Hidden Hollow to get Salt Lake City funds for restorations
Hidden Hollow is a small park with a lot of support this year. The three acre natural park received $195,000 toward improvements.
The money came from two sources. The Salt Lake City Council approved the first amount in October when the Redevelopment Agency made a request for $35,000 to restore and maintain the park.
The rest of the amount came from the Capital Improvement Program fund. It was approved Dec. 11 as part of the 2013 budget. The CIP is used for major projects and construction above $5,000.
The funding will go toward maintaining the park and installing new lighting to improve safety and visibility. Park maintenance will replace landscaping that was damaged due to construction and natural erosion.

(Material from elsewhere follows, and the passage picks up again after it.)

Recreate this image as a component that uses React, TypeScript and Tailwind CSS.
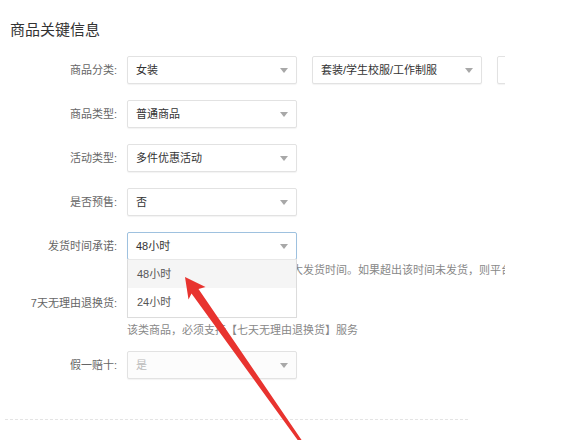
import React from "react";

const font = { fontFamily: '"Liberation Sans", "Noto Sans CJK SC", sans-serif' };

function Caret() {
  return (
    <svg width="8" height="5" viewBox="0 0 8 5" className="shrink-0">
      <path d="M0 0 L8 0 L4 5 Z" fill="#a8a8a8" />
    </svg>
  );
}

function Select({
  value,
  width = "w-[170px]",
  focused = false,
  disabled = false,
}: {
  value: string;
  width?: string;
  focused?: boolean;
  disabled?: boolean;
}) {
  return (
    <div
      className={`${width} h-[28px] shrink-0 flex items-center justify-between pl-[8px] pr-[8px] rounded-[2px] border shadow-[0_1px_1px_rgba(0,0,0,0.05)] ${
        focused ? "border-[#9ec1df]" : "border-[#e2e2e2]"
      } ${disabled ? "bg-[#fcfcfc] text-[#bbbbbb]" : "bg-white text-[#333]"}`}
    >
      <span className="text-[11px] leading-none">{value}</span>
      <Caret />
    </div>
  );
}

function Label({ text }: { text: string }) {
  return (
    <div className="w-[127px] shrink-0 pr-[10px] text-right text-[11px] leading-[28px] text-[#666]">
      {text}
    </div>
  );
}

export default function App() {
  return (
    <div className="relative w-[563px] h-[440px] overflow-hidden bg-white" style={font}>
      <div className="w-[505px] overflow-hidden">
        <div className="pt-[20px] pl-[10px] text-[15px] leading-[20px] text-[#333]">
          商品关键信息
        </div>

        <div className="mt-[16px]">
          <div className="flex mb-[16px]">
            <Label text="商品分类:" />
            <div className="flex gap-[15px]">
              <Select value="女装" />
              <Select value="套装/学生校服/工作制服" />
              <Select value="" />
            </div>
          </div>

          <div className="flex mb-[16px]">
            <Label text="商品类型:" />
            <Select value="普通商品" />
          </div>

          <div className="flex mb-[16px]">
            <Label text="活动类型:" />
            <Select value="多件优惠活动" />
          </div>

          <div className="flex mb-[16px]">
            <Label text="是否预售:" />
            <Select value="否" />
          </div>

          <div className="flex mb-[12px]">
            <Label text="发货时间承诺:" />
            <div className="relative">
              <Select value="48小时" focused />
              <div className="mt-[3px] text-[11px] leading-[14px] text-[#888] whitespace-nowrap">
                请设置买家付款后商家所承诺的最大发货时间。如果超出该时间未发货，则平台将会介入处理
              </div>
              <div className="absolute left-0 top-[27px] z-10 w-[170px] bg-white border border-[#dcdcdc] border-t-[#e8e8e8]">
                <div className="h-[28px] pl-[9px] flex items-center bg-[#f5f5f5] text-[11px] text-[#555]">
                  48小时
                </div>
                <div className="h-[29px] pl-[9px] flex items-center text-[11px] text-[#555]">
                  24小时
                </div>
              </div>
            </div>
          </div>

          <div className="flex mb-[14px]">
            <Label text="7天无理由退换货:" />
            <div>
              <Select value="是" />
              <div className="mt-[6px] text-[11px] leading-[14px] text-[#888] whitespace-nowrap">
                该类商品，必须支持【七天无理由退换货】服务
              </div>
            </div>
          </div>

          <div className="flex">
            <Label text="假一赔十:" />
            <Select value="是" disabled />
          </div>
        </div>

        <div className="mt-[40px] ml-[5px] w-[463px] border-t border-dashed border-[#e4e4e4]" />

        <div className="mt-[20px] pl-[10px] text-[15px] leading-[20px] text-[#333]">
          商品基本信息
        </div>
      </div>

      <svg
        className="absolute left-0 top-0 pointer-events-none z-20"
        width="563"
        height="440"
        viewBox="0 0 563 440"
      >
        <polygon
          points="185,277 205.5,287 198.5,289 305,445 302,446 191.5,293.5 188.5,299.5"
          fill="#e8332f"
        />
      </svg>
    </div>
  );
}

Hidden Hollow, located at 1255 East 2160 South, runs along Parleys Creek and through the Sugar House Commons shopping area. It was once the location of the original Sugar House Park, but by 1985, it had fallen into neglect. Students from Hawthorne Elementary protected the small park in 1990.
Ten years later, Hidden Hollow was granted a conservation easement to Utah Open Lands Conservation Association by Mayor Rocky Anderson. The conservation easement was used to preserve Hidden Hollow Nature Area and the biologically diverse plants and animals that live there.
“What’s amazing about Hidden Hollow is that it’s a truly natural park,” said Executive Director of Utah Open Lands Wendy Fisher.
Fisher was glad to hear about the funding. Conservation of a natural area is important for those who enjoy it now and in the future, she said. This includes the species that call the area home, as well as the people who walk through the park.
The $195,000 is not enough to cover all of the expenses. It will take care of about half the projected amount.
According to Salt Lake City Councilmember Soren Simonsen, the other half of the amount will likely come from one or more private sources.
The Salt Lake City Council and the RDA will be reaching out to organizations for money to fund the rest of the project. If council members aren’t able to find the money within 18 months, they might have to reconsider their initial plans. This could include looking for donations from other sources or scaling back the restoration plans.
“I am hopeful that we will be able to raise it,” Simonsen said. “There is a lot of investment in this park.”